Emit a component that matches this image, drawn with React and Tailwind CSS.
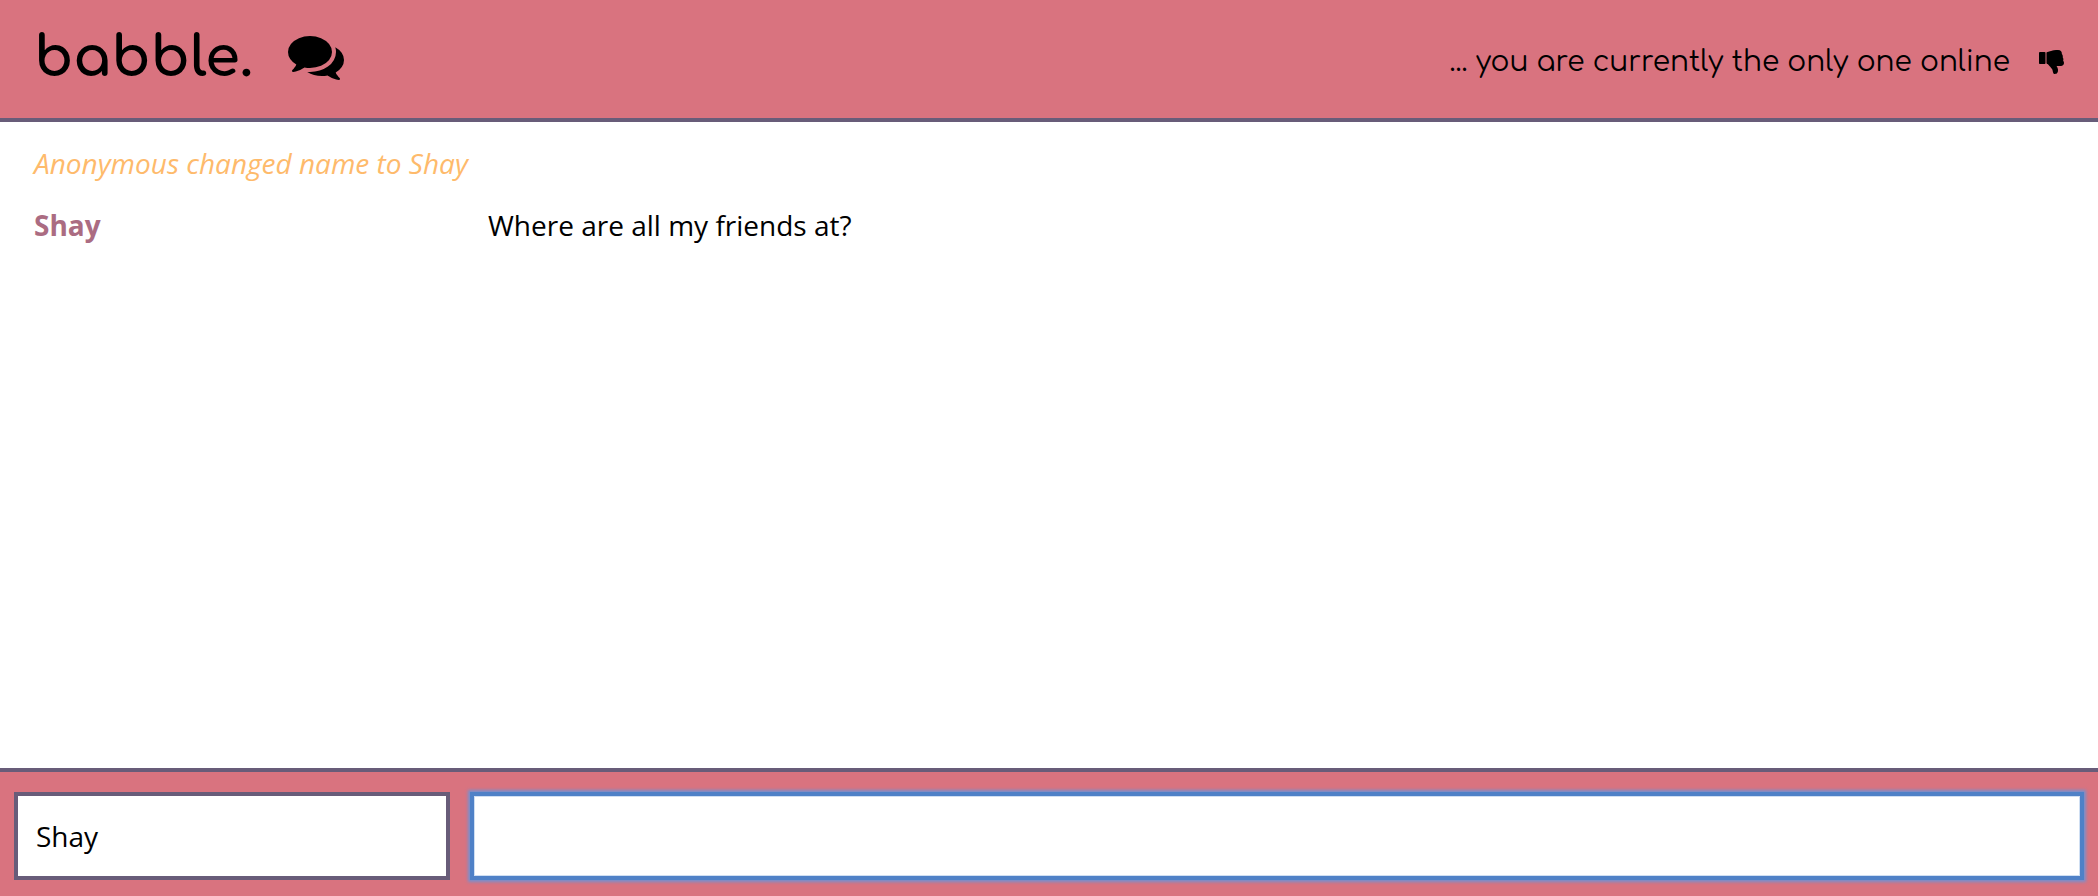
function CommentsIcon({ className }) {
  return (
    <svg viewBox="0 0 1792 1792" fill="currentColor" aria-hidden="true" className={className}>
      <path d="M1408 768q0 139-94 257t-256.5 186.5-353.5 68.5q-86 0-176-16-124 88-278 128-36 9-86 16h-3q-11 0-20.5-8t-11.5-21q-1-3-1-6.5t.5-6.5 2-6l2.5-5 3.5-5.5 4-5 4.5-5 4-4.5q5-6 23-25t26-29.5 22.5-29 25-38.5 20.5-44q-124-72-195-177t-71-224q0-139 94-257t256.5-186.5 353.5-68.5 353.5 68.5 256.5 186.5 94 257zm384 256q0 120-71 224.5t-195 176.5q10 24 20.5 44t25 38.5 22.5 29 26 29.5 23 25q1 1 4 4.5t4.5 5 4 5 3.5 5.5l2.5 5 2 6 .5 6.5-1 6.5q-3 14-13 22t-22 7q-50-7-86-16-154-40-278-128-90 16-176 16-271 0-472-132 58 4 88 4 161 0 309-45t264-129q125-92 192-212t67-254q0-77-23-152 129 71 204 178t75 230z" />
    </svg>
  );
}

function ThumbsDownIcon({ className }) {
  return (
    <svg viewBox="0 0 1664 1792" fill="currentColor" aria-hidden="true" className={className}>
      <path d="M320 448q0-26-19-45t-45-19q-27 0-45.5 19t-18.5 45q0 27 18.5 45.5t45.5 18.5q26 0 45-18.5t19-45.5zm160 512v-640q0-26-19-45t-45-19h-288q-26 0-45 19t-19 45v640q0 26 19 45t45 19h288q26 0 45-19t19-45zm1129-149q55 61 55 149-1 78-57.5 135t-134.5 57h-277q4 14 8 24t11 22 10 18q18 37 27 57t19 58.5 10 76.5q0 24-.5 39t-5 45-12 50-24 45-40 40.5-60 26-82.5 10.5q-26 0-45-19-20-20-34-50t-19.5-52-12.5-61q-9-42-13.5-60.5t-17.5-48.5-31-48q-33-33-101-120-49-64-101-121t-76-59q-25-2-43-20.5t-18-43.5v-641q0-26 19-44.5t45-19.5q35-1 158-44 77-26 120.5-39.5t121.5-29 144-15.5h129q133 2 197 78 58 69 49 181 39 37 54 94 17 61 0 117 46 61 43 137 0 32-15 76z" />
    </svg>
  );
}

export default function App() {
  return (
    <div className="flex h-screen flex-col bg-white font-['Open_Sans','Noto_Sans',sans-serif] text-[28px] leading-10 text-black">
      <header className="flex shrink-0 items-end justify-between border-b-4 border-[#685c79] bg-[#d9737f] px-[34px] pt-[26px] pb-8 font-['Comfortaa','Quicksand','Lato',sans-serif]">
        <div className="flex items-center gap-[35px]">
          <h1 className="pt-1 text-[56px] leading-14 font-bold">babble.</h1>
          <CommentsIcon className="size-14" />
        </div>
        <div className="flex items-center gap-7 pb-1">
          <p>... you are currently the only one online</p>
          <ThumbsDownIcon className="h-7 w-[26px]" />
        </div>
      </header>
      <main className="flex-1 px-[34px] pt-[21px]">
        <p className="text-[#feba6b] italic">Anonymous changed name to Shay</p>
        <div className="mt-[22px] flex">
          <span className="w-[454px] font-bold text-[#ab6c82]">Shay</span>
          <p>Where are all my friends at?</p>
        </div>
      </main>
      <form className="flex shrink-0 gap-5 border-t-4 border-[#685c79] bg-[#d9737f] px-[14px] pt-5 pb-4">
        <input aria-label="Name" defaultValue="Shay" className="h-[88px] w-[436px] border-4 border-[#685c79] bg-white px-[18px]" />
        <input aria-label="Message" autoFocus className="h-[88px] min-w-0 flex-1 border-4 border-[#685c79] bg-white px-[18px] caret-transparent focus:border-[#4f81c7] focus:shadow-[0_0_3px_2px_#7490d0,inset_0_0_0_1px_#cfdff3] focus:outline-none" />
      </form>
    </div>
  );
}
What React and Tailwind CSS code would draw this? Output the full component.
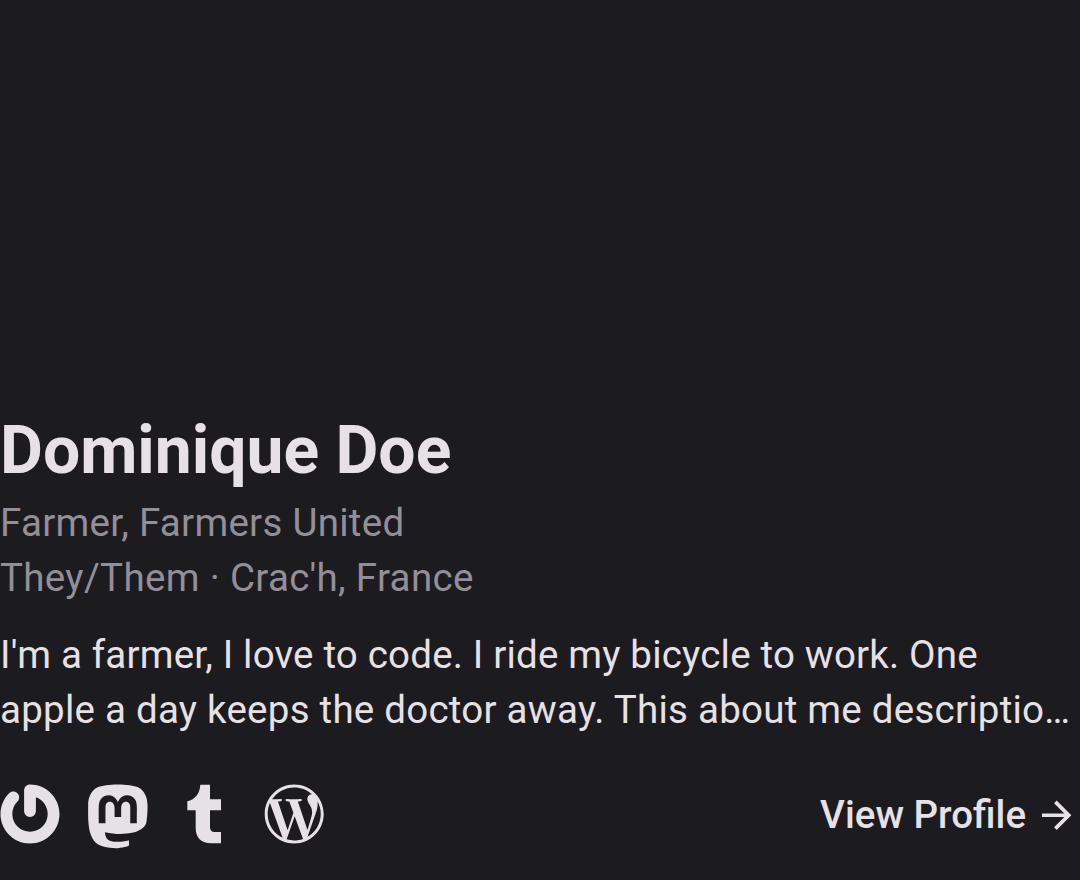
import React from "react";
import { SiGravatar } from "react-icons/si";
import { FaMastodon, FaWordpressSimple } from "react-icons/fa";

function TumblrIcon() {
  return (
    <svg width="34" height="60" viewBox="0 0 102 180" fill="currentColor">
      <path d="M40 2H69V46H102V79H69V129Q69 144 83 144H102V178H73C42 178 26 160 26 132V79H1V52C25 45 38 30 40 2Z" />
    </svg>
  );
}

export default function App() {
  return (
    <main className="flex h-[880px] w-[1080px] flex-col overflow-hidden bg-[#1c1b1f] font-['Roboto',sans-serif] text-[#e6e1e5]">
      <h1 className="mt-[413px] h-[82px] shrink-0 whitespace-nowrap text-[66px] font-bold leading-[76px]">Dominique Doe</h1>
      <div className="h-[132px] shrink-0 whitespace-nowrap text-[38.5px] leading-[55px] text-[#938f99]">
        <p className="tracking-[0.28px]">Farmer, Farmers United</p>
        <p className="tracking-[0.33px]">They/Them · Crac'h, France</p>
      </div>
      <div className="h-[157px] shrink-0 whitespace-nowrap text-[38.5px] leading-[55px]">
        <p className="tracking-[0.19px]">I'm a farmer, I love to code. I ride my bicycle to work. One</p>
        <p className="tracking-[0.245px]">apple a day keeps the doctor away. This about me descriptio…</p>
      </div>
      <footer className="flex h-[64px] items-start justify-between pr-2">
        <div className="flex items-start">
          <SiGravatar viewBox="-0.2 -0.2 24.4 24.4" className="h-[60px] w-[60px]" />
          <FaMastodon className="-mt-[4.25px] ml-[26.2px] h-[72.8px] w-[63.7px]" />
          <div className="ml-[37.1px]">
            <TumblrIcon />
          </div>
          <FaWordpressSimple viewBox="2.1 4.6 504.4 504.4" className="ml-[43px] h-[60px] w-[60px]" />
        </div>
        <a className="flex h-[62px] items-center gap-4 whitespace-nowrap text-[38.5px] font-medium">
          View Profile
          <svg width="30" height="30" viewBox="4 3.7 16.36 16.36" fill="currentColor">
            <path d="M12 4l-1.41 1.41L16.17 11H4v2h12.17l-5.58 5.59L12 20l8-8z" />
          </svg>
        </a>
      </footer>
    </main>
  );
}
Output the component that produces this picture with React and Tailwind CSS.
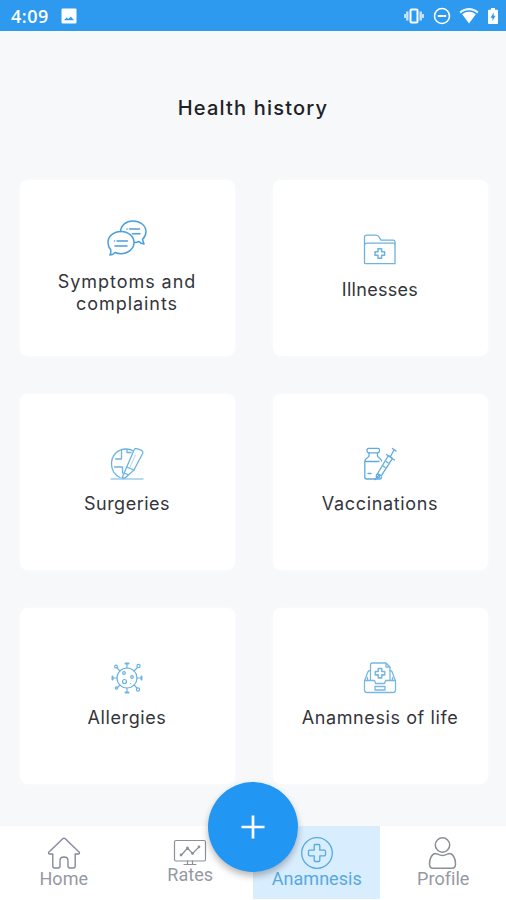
•••••
Aim of the task:
Reproduce the entries above without change, omitting all pictures.

Final result:
Emit a component that matches this image, drawn with React and Tailwind CSS.
function CommentsIcon({ className }) {
  return (
    <svg viewBox="0 0 1792 1792" fill="currentColor" aria-hidden="true" className={className}>
      <path d="M1408 768q0 139-94 257t-256.5 186.5-353.5 68.5q-86 0-176-16-124 88-278 128-36 9-86 16h-3q-11 0-20.5-8t-11.5-21q-1-3-1-6.5t.5-6.5 2-6l2.5-5 3.5-5.5 4-5 4.5-5 4-4.5q5-6 23-25t26-29.5 22.5-29 25-38.5 20.5-44q-124-72-195-177t-71-224q0-139 94-257t256.5-186.5 353.5-68.5 353.5 68.5 256.5 186.5 94 257zm384 256q0 120-71 224.5t-195 176.5q10 24 20.5 44t25 38.5 22.5 29 26 29.5 23 25q1 1 4 4.5t4.5 5 4 5 3.5 5.5l2.5 5 2 6 .5 6.5-1 6.5q-3 14-13 22t-22 7q-50-7-86-16-154-40-278-128-90 16-176 16-271 0-472-132 58 4 88 4 161 0 309-45t264-129q125-92 192-212t67-254q0-77-23-152 129 71 204 178t75 230z" />
    </svg>
  );
}

function ThumbsDownIcon({ className }) {
  return (
    <svg viewBox="0 0 1664 1792" fill="currentColor" aria-hidden="true" className={className}>
      <path d="M320 448q0-26-19-45t-45-19q-27 0-45.5 19t-18.5 45q0 27 18.5 45.5t45.5 18.5q26 0 45-18.5t19-45.5zm160 512v-640q0-26-19-45t-45-19h-288q-26 0-45 19t-19 45v640q0 26 19 45t45 19h288q26 0 45-19t19-45zm1129-149q55 61 55 149-1 78-57.5 135t-134.5 57h-277q4 14 8 24t11 22 10 18q18 37 27 57t19 58.5 10 76.5q0 24-.5 39t-5 45-12 50-24 45-40 40.5-60 26-82.5 10.5q-26 0-45-19-20-20-34-50t-19.5-52-12.5-61q-9-42-13.5-60.5t-17.5-48.5-31-48q-33-33-101-120-49-64-101-121t-76-59q-25-2-43-20.5t-18-43.5v-641q0-26 19-44.5t45-19.5q35-1 158-44 77-26 120.5-39.5t121.5-29 144-15.5h129q133 2 197 78 58 69 49 181 39 37 54 94 17 61 0 117 46 61 43 137 0 32-15 76z" />
    </svg>
  );
}

export default function App() {
  return (
    <div className="flex h-screen flex-col bg-white font-['Open_Sans','Noto_Sans',sans-serif] text-[28px] leading-10 text-black">
      <header className="flex shrink-0 items-end justify-between border-b-4 border-[#685c79] bg-[#d9737f] px-[34px] pt-[26px] pb-8 font-['Comfortaa','Quicksand','Lato',sans-serif]">
        <div className="flex items-center gap-[35px]">
          <h1 className="pt-1 text-[56px] leading-14 font-bold">babble.</h1>
          <CommentsIcon className="size-14" />
        </div>
        <div className="flex items-center gap-7 pb-1">
          <p>... you are currently the only one online</p>
          <ThumbsDownIcon className="h-7 w-[26px]" />
        </div>
      </header>
      <main className="flex-1 px-[34px] pt-[21px]">
        <p className="text-[#feba6b] italic">Anonymous changed name to Shay</p>
        <div className="mt-[22px] flex">
          <span className="w-[454px] font-bold text-[#ab6c82]">Shay</span>
          <p>Where are all my friends at?</p>
        </div>
      </main>
      <form className="flex shrink-0 gap-5 border-t-4 border-[#685c79] bg-[#d9737f] px-[14px] pt-5 pb-4">
        <input aria-label="Name" defaultValue="Shay" className="h-[88px] w-[436px] border-4 border-[#685c79] bg-white px-[18px]" />
        <input aria-label="Message" autoFocus className="h-[88px] min-w-0 flex-1 border-4 border-[#685c79] bg-white px-[18px] caret-transparent focus:border-[#4f81c7] focus:shadow-[0_0_3px_2px_#7490d0,inset_0_0_0_1px_#cfdff3] focus:outline-none" />
      </form>
    </div>
  );
}
What React and Tailwind CSS code would draw this? Output the full component.
import React from "react";
import { SiGravatar } from "react-icons/si";
import { FaMastodon, FaWordpressSimple } from "react-icons/fa";

function TumblrIcon() {
  return (
    <svg width="34" height="60" viewBox="0 0 102 180" fill="currentColor">
      <path d="M40 2H69V46H102V79H69V129Q69 144 83 144H102V178H73C42 178 26 160 26 132V79H1V52C25 45 38 30 40 2Z" />
    </svg>
  );
}

export default function App() {
  return (
    <main className="flex h-[880px] w-[1080px] flex-col overflow-hidden bg-[#1c1b1f] font-['Roboto',sans-serif] text-[#e6e1e5]">
      <h1 className="mt-[413px] h-[82px] shrink-0 whitespace-nowrap text-[66px] font-bold leading-[76px]">Dominique Doe</h1>
      <div className="h-[132px] shrink-0 whitespace-nowrap text-[38.5px] leading-[55px] text-[#938f99]">
        <p className="tracking-[0.28px]">Farmer, Farmers United</p>
        <p className="tracking-[0.33px]">They/Them · Crac'h, France</p>
      </div>
      <div className="h-[157px] shrink-0 whitespace-nowrap text-[38.5px] leading-[55px]">
        <p className="tracking-[0.19px]">I'm a farmer, I love to code. I ride my bicycle to work. One</p>
        <p className="tracking-[0.245px]">apple a day keeps the doctor away. This about me descriptio…</p>
      </div>
      <footer className="flex h-[64px] items-start justify-between pr-2">
        <div className="flex items-start">
          <SiGravatar viewBox="-0.2 -0.2 24.4 24.4" className="h-[60px] w-[60px]" />
          <FaMastodon className="-mt-[4.25px] ml-[26.2px] h-[72.8px] w-[63.7px]" />
          <div className="ml-[37.1px]">
            <TumblrIcon />
          </div>
          <FaWordpressSimple viewBox="2.1 4.6 504.4 504.4" className="ml-[43px] h-[60px] w-[60px]" />
        </div>
        <a className="flex h-[62px] items-center gap-4 whitespace-nowrap text-[38.5px] font-medium">
          View Profile
          <svg width="30" height="30" viewBox="4 3.7 16.36 16.36" fill="currentColor">
            <path d="M12 4l-1.41 1.41L16.17 11H4v2h12.17l-5.58 5.59L12 20l8-8z" />
          </svg>
        </a>
      </footer>
    </main>
  );
}
Output the component that produces this picture with React and Tailwind CSS.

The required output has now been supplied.